How To Sync Your Skincare Routine To Your Menstrual Cycle

It always starts the same way. You look in the mirror and notice a pimple that seems to have popped up out of the blue. You start calculating the date of your last period and draw in a deep breath as the realization sinks in. It's almost time for another round with Aunt Flo.

For many people who menstruate, an acne breakout is the first sign their period is on the horizon. It can come before the irritability, mood swings, period cramps, and the other multitude of PMS symptoms. Premenstrual acne breakouts are a common period woe. A study conducted in 2014 found that 65% women agreed that their acne worsened with menses. Similar to many premenstrual symptoms, acne breakouts are a result of normal hormonal fluctuations.

Speaking to Self, S. Manjula Jegasothy, a board-certified dermatologist, explained why acne worsens as your period arrives, "The hormones that cause this type of acne are fluctuations of estrogen and progesterone, which both vary widely throughout the menstrual cycle." She added, "It is believed that hormonal fluctuations, which can be menstrual or cyclical (or both) in women, do cause increased oil production in the pore." According to Curology, progesterone, in particular, contributes to greater sebum production by stimulating the sebaceous glands. The excessive oil production caused by the sebaceous glands clogs your pores and leads to acne. You can potentially break the cycle of acne breakouts around your period by tailoring your skincare routine to the phase of the menstrual cycle you're in.
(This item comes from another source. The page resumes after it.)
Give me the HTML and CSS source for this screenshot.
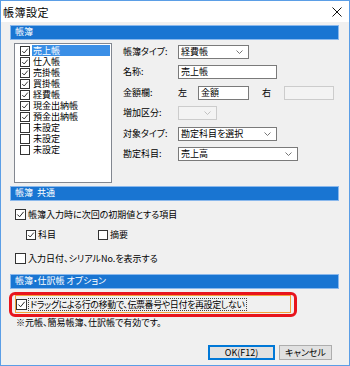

There are four phases in the menstrual cycle

Ironically enough, the first stage of the cycle begins when we'd think it ends, the menstruation — AKA the bleeding stage. During this stage, your skin might be as irritated as your mind is when you deal with all the typical period symptoms. For this stage, you want to keep things simple and stick to what works for you.

Dr. Rebecca Booth, an OB-GYN, explained to Huda Beauty that during the first three days of your cycle, estrogen, progesterone, and testosterone plummet to their lowest. This can cause your skin to feel dry, dull, irritated, and sensitive, per consultant dermatologist Dr. Mary Sommerlad via Marie Clare. To combat this icky "period skin" feeling as we commonly know it, Dr. Sommerlad recommends using gentle and hydrating skincare products that don't contain any irritants which might aggravate your sensitive skin.

Once the bleeding ends, the follicular phase begins. During this stage, your skin will feel and look better than ever and you have the estrogen surge to thank for this. As a pharmaceutical scientist and beauty content creator, Hannah English explained to Youtime, "Estrogen helps to plump the skin, hydrate it, and increase collagen production. So it should be looking plump, calm, radiant." She recommended letting your skin continue to thrive on its own and following your normal skincare routine. Focus on maintaining your skin and feel free to experiment with new products whilst your skin can entertain them. 

Taking good care of your skin during phase three and four is vital

The third phase — AKA ovulation — is in the middle of your cycle and is where you can make or break things. It begins around 14 days before the start of your period. During the start, the scales are still tipped in your favor because your estrogen levels are still optimal. As per Flo, five days into your ovulation phase, you'll likely feel your skin get oily because of the increasing progesterone levels and decreasing testosterone and oestrogen levels. Now's the time to jump into action with some good skincare to keep your acne in check. 

You want to keep your pores free from oil build-ups that cause acne, and exfoliation is your best bet for that, per Camille Styles. Youtime recommends switching to non-comedogenic, lightweight skincare products because the heavier creams might cause pore buildups that may worsen your skin's oil problems.

And finally, we have the luteal phase, or the pre-menstruation stage. It's sad, but you have to watch your estrogen glow fade away as the levels decrease. As Dr. Anthony Rossi, a board-certified dermatologist, explained to Real Simple, "As estrogen drops, the premenstrual phase usually leads to acne due to the rise in progesterone. When progesterone is high, it causes [the] skin to swell, so one may experience inflammatory acne papules and pustules." Clean Beauty School advises using soothing products like gentle cleansers and niacinamide (B3) serum that calm your inflamed skin while eliminating the excess oil.